I remember saying when the 3DS came out, it's ridiculous that a hand-held, a device whose titular selling point is its ability to be held in one's hands and played with in all kinds of places and angles, should possess a gimmick that only works if you keep the thing held in one specific spot relative to your head. I said that they should bring out a Nintendo-branded peripheral that bolts the thing to your skull with a steel brace. I didn't expect them to actually do something like that, but that's what the stand basically is. Good luck using your stand to play Kid Icarus on the bus, or secretly with the device in your lap so the teacher can't see.
The stand is necessary because the movement, aiming and shooting controls combined preclude the ability to actually anchor the device in your grasp. Some correspondents have informed me that there is an autofire option - thanks for making that clear, Nintendo - but even just using the analog stick and the stylus makes anchoring the thing awkward. And besides, how are you supposed to use the charge attack, the one that requires you to stop firing for a second? because it's useful enough to gameplay that it's practically essential.
This is my point. This is unprecedented in my experience as a gamer and critic - a game that needs artificial aid. A mandatory peripheral provided not to enhance gameplay, like a Wii racing wheel or a Guitar Hero controller, but to compensate for the game's faulty design.

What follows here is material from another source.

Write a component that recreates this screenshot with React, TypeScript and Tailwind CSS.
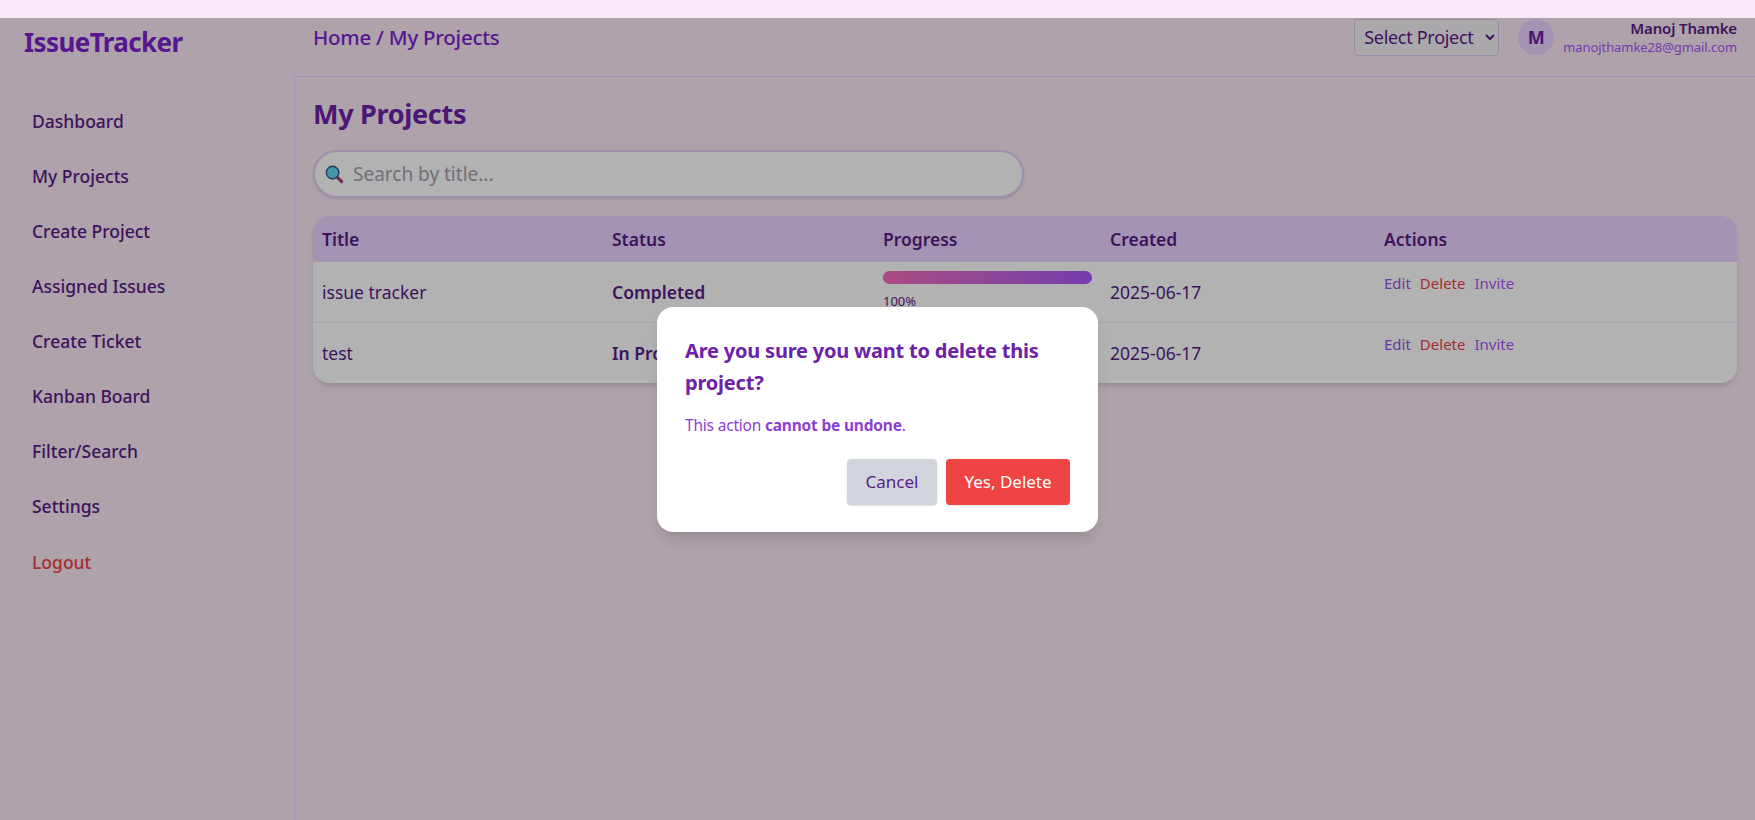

It's like releasing a game with a roll of duct tape and a stapler because the basic controls will make your fingers fall off. It smacks of last-minute fixing, because I find it very difficult to believe that there was no other way, that the controls couldn't have been reworked early in development. More likely the corporate development machine was churning along for months before anyone with any sense could get someone important to acknowledge that the little angel boy rather obviously had a leg missing and needed a crutch or two.